### Exercise brief
Nothing in the data should change when you return it, but leave the pictures out.

### Dataset extract
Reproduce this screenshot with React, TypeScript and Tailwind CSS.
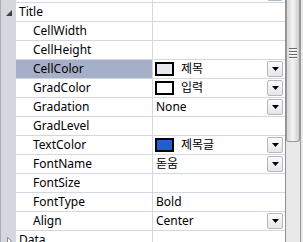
const font = { fontFamily: '"Noto Sans", "Noto Sans CJK KR", sans-serif' };

type Row = {
  name: string;
  value?: string;
  swatch?: string;
  dropdown?: boolean;
  selected?: boolean;
};

const rows: Row[] = [
  { name: "CellWidth" },
  { name: "CellHeight" },
  { name: "CellColor", value: "제목", swatch: "#e6eaf0", dropdown: true, selected: true },
  { name: "GradColor", value: "입력", swatch: "#ffffff", dropdown: true },
  { name: "Gradation", value: "None", dropdown: true },
  { name: "GradLevel" },
  { name: "TextColor", value: "제목글", swatch: "#1f5fd2", dropdown: true },
  { name: "FontName", value: "돋움", dropdown: true },
  { name: "FontSize" },
  { name: "FontType", value: "Bold" },
  { name: "Align", value: "Center", dropdown: true },
];

const DropButton = () => (
  <div className="ml-auto mr-[2px] w-[16px] h-[16px] flex items-center justify-center rounded-[2px] border border-[#b4b8c0] bg-gradient-to-b from-[#fbfbfb] to-[#e6e6e6]">
    <svg width="7" height="4" viewBox="0 0 7 4">
      <path d="M0 0h7L3.5 4z" fill="#000" />
    </svg>
  </div>
);

const Gutter = ({ children }: { children?: React.ReactNode }) => (
  <div className="w-[16px] shrink-0 h-full bg-[#d4d7de] border-l border-[#a9adb6] flex items-center justify-center">
    {children}
  </div>
);

const App = () => {
  return (
    <div className="w-[303px] h-[242px] overflow-hidden flex bg-white text-[12px] text-black" style={font}>
      <div className="w-[285px] flex flex-col -mt-[16px]">
        {/* partial row above */}
        <div className="flex h-[19px] shrink-0">
          <Gutter />
          <div className="w-[137px] border-b border-r border-[#d3d7e0]" />
          <div className="flex-1 flex items-center border-b border-[#d3d7e0]">
            <DropButton />
          </div>
        </div>
        {/* category: Title */}
        <div className="flex h-[19px] shrink-0">
          <Gutter>
            <svg width="6" height="6" viewBox="0 0 6 6" className="ml-[1px]">
              <path d="M6 0v6H0z" fill="#404040" />
            </svg>
          </Gutter>
          <div className="w-[137px] border-b border-r border-[#d3d7e0] pl-[3px] flex items-center leading-none">Title</div>
          <div className="flex-1 border-b border-[#d3d7e0]" />
        </div>
        {rows.map((r) => (
          <div key={r.name} className="flex h-[19px] shrink-0">
            <Gutter />
            <div
              className={`w-[137px] border-b border-r border-[#d3d7e0] pl-[17px] flex items-center leading-none ${
                r.selected ? "bg-[#a6afc8]" : ""
              }`}
            >
              {r.name}
            </div>
            <div className="flex-1 flex items-center border-b border-[#d3d7e0] pl-[2px] leading-none">
              {r.swatch && (
                <span
                  className="w-[19px] h-[14px] border-2 border-black mr-[6px] shrink-0"
                  style={{ backgroundColor: r.swatch }}
                />
              )}
              {r.value && <span className="pl-[1px]">{r.value}</span>}
              {r.dropdown && <DropButton />}
            </div>
          </div>
        ))}
        {/* category: Data */}
        <div className="flex h-[19px] shrink-0">
          <Gutter>
            <svg width="5" height="8" viewBox="0 0 5 8" className="ml-[1px]">
              <path d="M0.5 0.5v7L4.5 4z" fill="#fff" stroke="#8a8a8a" />
            </svg>
          </Gutter>
          <div className="w-[137px] border-b border-r border-[#d3d7e0] pl-[3px] flex items-center leading-none">Data</div>
          <div className="flex-1 border-b border-[#d3d7e0]" />
        </div>
      </div>
      {/* scrollbar */}
      <div className="w-[18px] h-full flex border-l border-[#8e9096]">
        <div className="w-[14px] h-full flex flex-col bg-[#e8e8e8]">
          <div className="h-[142px] shrink-0 rounded-b-[3px] border border-t-0 border-[#9a9a9a] bg-gradient-to-r from-[#d8d8d8] via-[#f4f4f4] to-[#cdcdcd] flex flex-col items-center">
            <div className="mt-[48px] flex flex-col gap-[1px]">
              <div className="w-[8px] h-[2px] border-t border-b-0 border-[#6a6a6a] bg-[#f8f8f8]" />
              <div className="w-[8px] h-[2px] border-t border-[#6a6a6a] bg-[#f8f8f8]" />
              <div className="w-[8px] h-[2px] border-t border-[#6a6a6a] bg-[#f8f8f8]" />
              <div className="w-[8px] h-[2px] border-t border-[#6a6a6a] bg-[#f8f8f8]" />
            </div>
          </div>
        </div>
        <div className="w-[1px] h-full bg-[#9a9a9a]" />
        <div className="flex-1 h-full bg-[#e9e9e9]" />
      </div>
    </div>
  );
};

export default App;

### Problem solution
Reproduce this screenshot with React, TypeScript and Tailwind CSS.
const font = { fontFamily: '"Noto Sans", "Noto Sans CJK KR", sans-serif' };

type Row = {
  name: string;
  value?: string;
  swatch?: string;
  dropdown?: boolean;
  selected?: boolean;
};

const rows: Row[] = [
  { name: "CellWidth" },
  { name: "CellHeight" },
  { name: "CellColor", value: "제목", swatch: "#e6eaf0", dropdown: true, selected: true },
  { name: "GradColor", value: "입력", swatch: "#ffffff", dropdown: true },
  { name: "Gradation", value: "None", dropdown: true },
  { name: "GradLevel" },
  { name: "TextColor", value: "제목글", swatch: "#1f5fd2", dropdown: true },
  { name: "FontName", value: "돋움", dropdown: true },
  { name: "FontSize" },
  { name: "FontType", value: "Bold" },
  { name: "Align", value: "Center", dropdown: true },
];

const DropButton = () => (
  <div className="ml-auto mr-[2px] w-[16px] h-[16px] flex items-center justify-center rounded-[2px] border border-[#b4b8c0] bg-gradient-to-b from-[#fbfbfb] to-[#e6e6e6]">
    <svg width="7" height="4" viewBox="0 0 7 4">
      <path d="M0 0h7L3.5 4z" fill="#000" />
    </svg>
  </div>
);

const Gutter = ({ children }: { children?: React.ReactNode }) => (
  <div className="w-[16px] shrink-0 h-full bg-[#d4d7de] border-l border-[#a9adb6] flex items-center justify-center">
    {children}
  </div>
);

const App = () => {
  return (
    <div className="w-[303px] h-[242px] overflow-hidden flex bg-white text-[12px] text-black" style={font}>
      <div className="w-[285px] flex flex-col -mt-[16px]">
        {/* partial row above */}
        <div className="flex h-[19px] shrink-0">
          <Gutter />
          <div className="w-[137px] border-b border-r border-[#d3d7e0]" />
          <div className="flex-1 flex items-center border-b border-[#d3d7e0]">
            <DropButton />
          </div>
        </div>
        {/* category: Title */}
        <div className="flex h-[19px] shrink-0">
          <Gutter>
            <svg width="6" height="6" viewBox="0 0 6 6" className="ml-[1px]">
              <path d="M6 0v6H0z" fill="#404040" />
            </svg>
          </Gutter>
          <div className="w-[137px] border-b border-r border-[#d3d7e0] pl-[3px] flex items-center leading-none">Title</div>
          <div className="flex-1 border-b border-[#d3d7e0]" />
        </div>
        {rows.map((r) => (
          <div key={r.name} className="flex h-[19px] shrink-0">
            <Gutter />
            <div
              className={`w-[137px] border-b border-r border-[#d3d7e0] pl-[17px] flex items-center leading-none ${
                r.selected ? "bg-[#a6afc8]" : ""
              }`}
            >
              {r.name}
            </div>
            <div className="flex-1 flex items-center border-b border-[#d3d7e0] pl-[2px] leading-none">
              {r.swatch && (
                <span
                  className="w-[19px] h-[14px] border-2 border-black mr-[6px] shrink-0"
                  style={{ backgroundColor: r.swatch }}
                />
              )}
              {r.value && <span className="pl-[1px]">{r.value}</span>}
              {r.dropdown && <DropButton />}
            </div>
          </div>
        ))}
        {/* category: Data */}
        <div className="flex h-[19px] shrink-0">
          <Gutter>
            <svg width="5" height="8" viewBox="0 0 5 8" className="ml-[1px]">
              <path d="M0.5 0.5v7L4.5 4z" fill="#fff" stroke="#8a8a8a" />
            </svg>
          </Gutter>
          <div className="w-[137px] border-b border-r border-[#d3d7e0] pl-[3px] flex items-center leading-none">Data</div>
          <div className="flex-1 border-b border-[#d3d7e0]" />
        </div>
      </div>
      {/* scrollbar */}
      <div className="w-[18px] h-full flex border-l border-[#8e9096]">
        <div className="w-[14px] h-full flex flex-col bg-[#e8e8e8]">
          <div className="h-[142px] shrink-0 rounded-b-[3px] border border-t-0 border-[#9a9a9a] bg-gradient-to-r from-[#d8d8d8] via-[#f4f4f4] to-[#cdcdcd] flex flex-col items-center">
            <div className="mt-[48px] flex flex-col gap-[1px]">
              <div className="w-[8px] h-[2px] border-t border-b-0 border-[#6a6a6a] bg-[#f8f8f8]" />
              <div className="w-[8px] h-[2px] border-t border-[#6a6a6a] bg-[#f8f8f8]" />
              <div className="w-[8px] h-[2px] border-t border-[#6a6a6a] bg-[#f8f8f8]" />
              <div className="w-[8px] h-[2px] border-t border-[#6a6a6a] bg-[#f8f8f8]" />
            </div>
          </div>
        </div>
        <div className="w-[1px] h-full bg-[#9a9a9a]" />
        <div className="flex-1 h-full bg-[#e9e9e9]" />
      </div>
    </div>
  );
};

export default App;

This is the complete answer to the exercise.